* [Task prompt]:
Give a verbatim copy of the lines below, minus the pictures.

## begin

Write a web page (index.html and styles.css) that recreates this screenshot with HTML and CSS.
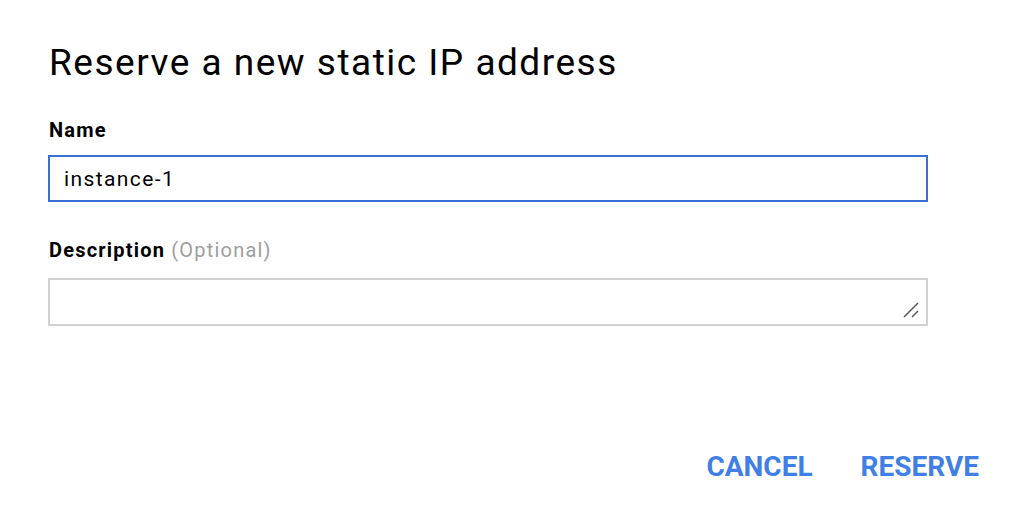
FILE: index.html
```html
<!DOCTYPE html>
<html>
<head>
<meta charset="utf-8">
<link rel="stylesheet" href="styles.css">
</head>
<body>
<div class="dialog">
  <h1 class="title">Reserve a new static IP address</h1>
  <div class="field">
    <label class="label" for="name">Name</label>
    <input class="input input-focus" id="name" type="text" value="instance-1">
  </div>
  <div class="field field-desc">
    <label class="label" for="desc">Description <span class="optional">(Optional)</span></label>
    <div class="textarea-wrap">
      <textarea class="input textarea" id="desc"></textarea>
      <svg class="grip" width="20" height="20" viewBox="0 0 20 20">
        <line x1="1" y1="15" x2="15" y2="1" stroke="#555" stroke-width="1.4"/>
        <line x1="9" y1="15" x2="15" y2="9" stroke="#555" stroke-width="1.4"/>
      </svg>
    </div>
  </div>
  <div class="actions">
    <button class="btn">CANCEL</button>
    <button class="btn">RESERVE</button>
  </div>
</div>
</body>
</html>
```

FILE: styles.css
```css
html, body {
  margin: 0;
  padding: 0;
  background: #fff;
}
body {
  font-family: Roboto, "Liberation Sans", sans-serif;
  color: #000;
  width: 1020px;
  height: 514px;
  overflow: hidden;
}
.dialog {
  padding: 40px 41px 0 48px;
  display: flex;
  flex-direction: column;
}
.title {
  margin: 0 0 32px 1px;
  font-size: 37px;
  font-weight: 400;
  letter-spacing: 1.5px;
  line-height: 46px;
  color: #000;
}
.field {
  display: flex;
  flex-direction: column;
  width: 880px;
}
.field-desc {
  margin-top: 36px;
}
.label {
  font-size: 20px;
  font-weight: 700;
  letter-spacing: 1.2px;
  line-height: 24px;
  margin: 0 0 13px 1px;
  color: #000;
}
.field-desc .label {
  margin-bottom: 16px;
}
.optional {
  font-weight: 400;
  color: #9e9e9e;
}
.input {
  box-sizing: border-box;
  width: 880px;
  height: 47px;
  margin: 0;
  border: 2px solid #d0d0d0;
  border-radius: 0;
  padding: 0 14px;
  font-family: Roboto, "Liberation Sans", sans-serif;
  font-size: 21px;
  letter-spacing: 1.4px;
  color: #000;
  outline: none;
  background: #fff;
}
.input-focus {
  border-color: #3b6fd4;
}
.textarea-wrap {
  position: relative;
  width: 880px;
  height: 48px;
}
.textarea {
  height: 48px;
  resize: none;
  display: block;
}
.grip {
  position: absolute;
  right: 5px;
  bottom: 4px;
}
.actions {
  display: flex;
  justify-content: flex-end;
  gap: 48px;
  margin-top: 125px;
}
.btn {
  background: none;
  border: none;
  padding: 0;
  font-family: Roboto, "Liberation Sans", sans-serif;
  font-size: 28px;
  font-weight: 700;
  color: #3f7fe6;
  line-height: 32px;
}
```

## end

* [Finished task]:
Write a web page (index.html and styles.css) that recreates this screenshot with HTML and CSS.
FILE: index.html
```html
<!DOCTYPE html>
<html>
<head>
<meta charset="utf-8">
<link rel="stylesheet" href="styles.css">
</head>
<body>
<div class="dialog">
  <h1 class="title">Reserve a new static IP address</h1>
  <div class="field">
    <label class="label" for="name">Name</label>
    <input class="input input-focus" id="name" type="text" value="instance-1">
  </div>
  <div class="field field-desc">
    <label class="label" for="desc">Description <span class="optional">(Optional)</span></label>
    <div class="textarea-wrap">
      <textarea class="input textarea" id="desc"></textarea>
      <svg class="grip" width="20" height="20" viewBox="0 0 20 20">
        <line x1="1" y1="15" x2="15" y2="1" stroke="#555" stroke-width="1.4"/>
        <line x1="9" y1="15" x2="15" y2="9" stroke="#555" stroke-width="1.4"/>
      </svg>
    </div>
  </div>
  <div class="actions">
    <button class="btn">CANCEL</button>
    <button class="btn">RESERVE</button>
  </div>
</div>
</body>
</html>
```

FILE: styles.css
```css
html, body {
  margin: 0;
  padding: 0;
  background: #fff;
}
body {
  font-family: Roboto, "Liberation Sans", sans-serif;
  color: #000;
  width: 1020px;
  height: 514px;
  overflow: hidden;
}
.dialog {
  padding: 40px 41px 0 48px;
  display: flex;
  flex-direction: column;
}
.title {
  margin: 0 0 32px 1px;
  font-size: 37px;
  font-weight: 400;
  letter-spacing: 1.5px;
  line-height: 46px;
  color: #000;
}
.field {
  display: flex;
  flex-direction: column;
  width: 880px;
}
.field-desc {
  margin-top: 36px;
}
.label {
  font-size: 20px;
  font-weight: 700;
  letter-spacing: 1.2px;
  line-height: 24px;
  margin: 0 0 13px 1px;
  color: #000;
}
.field-desc .label {
  margin-bottom: 16px;
}
.optional {
  font-weight: 400;
  color: #9e9e9e;
}
.input {
  box-sizing: border-box;
  width: 880px;
  height: 47px;
  margin: 0;
  border: 2px solid #d0d0d0;
  border-radius: 0;
  padding: 0 14px;
  font-family: Roboto, "Liberation Sans", sans-serif;
  font-size: 21px;
  letter-spacing: 1.4px;
  color: #000;
  outline: none;
  background: #fff;
}
.input-focus {
  border-color: #3b6fd4;
}
.textarea-wrap {
  position: relative;
  width: 880px;
  height: 48px;
}
.textarea {
  height: 48px;
  resize: none;
  display: block;
}
.grip {
  position: absolute;
  right: 5px;
  bottom: 4px;
}
.actions {
  display: flex;
  justify-content: flex-end;
  gap: 48px;
  margin-top: 125px;
}
.btn {
  background: none;
  border: none;
  padding: 0;
  font-family: Roboto, "Liberation Sans", sans-serif;
  font-size: 28px;
  font-weight: 700;
  color: #3f7fe6;
  line-height: 32px;
}
```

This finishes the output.